WWD: Given these concerns, should consumers wash their new clothes before wear to remove lingering chemicals?
P.I.: Wash and wear would be recommended for clothes for young children or people that have sensitive skin, as this would reduce residual chemicals and associated odors — if any — from textile processing. Formaldehyde, pH, volatile organic compounds [VOCs] are examples of chemicals that may get washed off partially during the first wash.
For some garments, the labels would explicitly indicate that the clothes will need to be washed for the first time before wearing.
WWD: What steps do fashion companies need to take to improve safety in garments?

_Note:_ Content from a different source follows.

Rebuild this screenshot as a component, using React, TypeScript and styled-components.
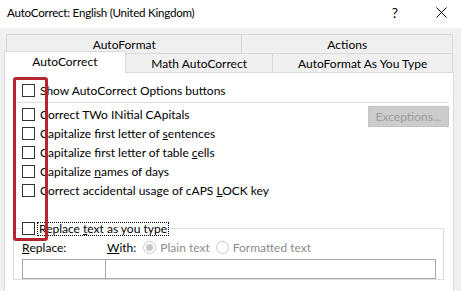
import styled, { createGlobalStyle } from 'styled-components'

const font = `"Lato", "Liberation Sans", sans-serif`

const Global = createGlobalStyle`
  html, body { margin: 0; padding: 0; }
  body {
    width: 461px;
    height: 291px;
    overflow: hidden;
    background: #f0f0f0;
    font-family: ${font};
    font-size: 12px;
    color: #000;
  }
`

const Window = styled.div`
  position: relative;
  width: 461px;
  height: 291px;
  background: #f0f0f0;
  overflow: hidden;
`

const TitleBar = styled.div`
  height: 28px;
  background: #fff;
  display: flex;
  align-items: center;
  padding-left: 7px;
`

const Title = styled.div`
  flex: 1;
  font-size: 11.6px;
  letter-spacing: -0.25px;
  margin-top: -3px;
`

const TitleButton = styled.div<{ w: number }>`
  width: ${p => p.w}px;
  height: 28px;
  display: flex;
  align-items: center;
  justify-content: center;
  font-size: 14px;
  margin-top: -3px;
`

const Body = styled.div`
  padding: 6px 7px 0 4px;
`

const TabRow = styled.div<{ indent?: number }>`
  display: flex;
  align-items: flex-end;
  margin-left: ${p => p.indent || 0}px;
  margin-right: 1px;
  height: 19px;
`

const Tab = styled.div<{ w: number, active?: boolean }>`
  width: ${p => p.w}px;
  height: ${p => p.active ? 22 : 19}px;
  box-sizing: border-box;
  margin-left: -1px;
  margin-bottom: ${p => p.active ? -1 : 0}px;
  position: relative;
  z-index: ${p => p.active ? 2 : 1};
  border: 1px solid #d9d9d9;
  border-bottom: none;
  background: ${p => p.active ? '#fff' : '#f0f0f0'};
  display: flex;
  align-items: center;
  justify-content: center;
  padding-bottom: ${p => p.active ? 2 : 0}px;
  white-space: nowrap;
  &:first-child { margin-left: 0; }
`

const Panel = styled.div`
  background: #fff;
  border: 1px solid #d9d9d9;
  height: 240px;
  box-sizing: border-box;
  padding: 8px 4px 0 0;
`

const Row = styled.div`
  display: flex;
  align-items: center;
  height: 19px;
  padding-left: 17px;
`

const Gap = styled.div`
  height: 19px;
`

const Separator = styled.div`
  height: 1px;
  background: #dcdcdc;
  margin: 2px 0 2px 12px;
`

const Box = styled.span`
  width: 13px;
  height: 13px;
  box-sizing: border-box;
  border: 1px solid #333;
  background: #fff;
  flex: none;
`

const Label = styled.span<{ focused?: boolean }>`
  margin-left: ${p => p.focused ? 2 : 4}px;
  padding: 0 ${p => p.focused ? 1 : 0}px;
  line-height: 12px;
  border: 1px dotted ${p => p.focused ? '#000' : 'transparent'};
  white-space: nowrap;
`

const Button = styled.div`
  margin-left: auto;
  align-self: flex-start;
  margin-top: 1px;
  width: 81px;
  height: 21px;
  box-sizing: border-box;
  border: 1px solid #c4c4c4;
  background: #cccccc;
  color: #9b9b9b;
  display: flex;
  align-items: center;
  justify-content: center;
`

const Group = styled.fieldset`
  margin: 0 5px 0 8px;
  padding: 0 7px 0 8px;
  border: 1px solid #dcdcdc;
  min-width: 0;
`

const Legend = styled.legend`
  padding: 0;
  display: flex;
  align-items: center;
  height: 19px;
  background: #fff;
`

const FieldGrid = styled.div`
  display: grid;
  grid-template-columns: 84px 1fr;
`

const FieldLabels = styled.div`
  display: flex;
  align-items: center;
  height: 19px;
  margin-bottom: 2px;
`

const WithLabel = styled.span`
  margin-left: 1px;
`

const Radio = styled.span<{ checked?: boolean }>`
  width: 13px;
  height: 13px;
  box-sizing: border-box;
  border-radius: 50%;
  border: 1px solid #c8c8c8;
  display: flex;
  align-items: center;
  justify-content: center;
  margin-left: ${p => p.checked ? 7 : 6}px;
  &::after {
    content: '';
    width: 7px;
    height: 7px;
    border-radius: 50%;
    background: ${p => p.checked ? '#c8c8c8' : 'transparent'};
  }
`

const Dim = styled.span`
  color: #8c8c8c;
  margin-left: 4px;
`

const Input = styled.div<{ first?: boolean }>`
  height: 20px;
  box-sizing: border-box;
  border: 1px solid #a8a8a8;
  border-left-width: ${p => p.first ? 1 : 0}px;
  background: #fff;
`

const Highlight = styled.div`
  position: absolute;
  left: 13px;
  top: 77px;
  width: 35px;
  height: 164px;
  box-sizing: border-box;
  border: 3px solid #b3262e;
  border-radius: 3px;
  pointer-events: none;
`

const Check = ({ children, focused }: { children: React.ReactNode, focused?: boolean }) => (
  <>
    <Box />
    <Label focused={focused}>{children}</Label>
  </>
)

function App() {
  return (
    <Window>
      <Global />
      <TitleBar>
        <Title>AutoCorrect: English (United Kingdom)</Title>
        <TitleButton w={52}>?</TitleButton>
        <TitleButton w={40}>
          <svg width="11" height="11" viewBox="0 0 11 11">
            <path d="M0.5 0.5 L10.5 10.5 M10.5 0.5 L0.5 10.5" stroke="#000" strokeWidth="1" />
          </svg>
        </TitleButton>
      </TitleBar>
      <Body>
        <TabRow indent={2}>
          <Tab w={237}>AutoFormat</Tab>
          <Tab w={212}>Actions</Tab>
        </TabRow>
        <TabRow>
          <Tab w={122} active>AutoCorrect</Tab>
          <Tab w={149}>Math AutoCorrect</Tab>
          <Tab w={181}>AutoFormat As You Type</Tab>
        </TabRow>
        <Panel>
          <Row><Check>Show AutoCorrect Options buttons</Check></Row>
          <Separator />
          <Row>
            <Check>Correct TWo INitial CApitals</Check>
            <Button>Exceptions...</Button>
          </Row>
          <Row><Check>Capitalize first letter of <u>s</u>entences</Check></Row>
          <Row><Check>Capitalize first letter of table <u>c</u>ells</Check></Row>
          <Row><Check>Capitalize <u>n</u>ames of days</Check></Row>
          <Row><Check>Correct accidental usage of cAPS <u>L</u>OCK key</Check></Row>
          <Gap />
          <Group>
            <Legend><Check focused>Replace <u>t</u>ext as you type</Check></Legend>
            <FieldGrid>
              <FieldLabels><u>R</u>eplace:</FieldLabels>
              <FieldLabels>
                <WithLabel><u>W</u>ith:</WithLabel>
                <Radio checked />
                <Dim>Plain text</Dim>
                <Radio />
                <Dim>Formatted text</Dim>
              </FieldLabels>
              <Input first />
              <Input />
            </FieldGrid>
          </Group>
        </Panel>
      </Body>
      <Highlight />
    </Window>
  )
}

export default App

P.I.: [Cultivate] awareness and understanding of regulations that would apply to fast-fashion products, as well as how raw materials, manufacturing and disposal of the end products can affect consumers and the environment.
Perform in-house and third-party lab testing at various stages from raw material to finished garment stage.
Establish a good chemical management system and periodically check for the presence of targeted chemicals and their levels, by performing chemical screening, for California Proposition 65, European Union REACH, etc.
As part of chemical management, develop restricted substances list [RSL] for product as well as set requirements for use of restricted substances for manufacturing processes.
Perform periodic inspections and auditing of the suppliers to ensure they uphold required environmental, social and governance standards.
Analyze consumer complaints and look at past product recalls for similar products.
WWD: What is a checklist consumers can follow?
M.R.: Indulge in mindful consumerism and be a conscious consumer. Pick long-lasting garments that will stand the test of time. Gravitate toward brands and products that place emphasis on quality, safety and sustainability. Look for fiber composition and claims on items prior to purchasing. Look for in-store recycling schemes that allow consumers to recycle clothing. Consider upcycling of existing clothing.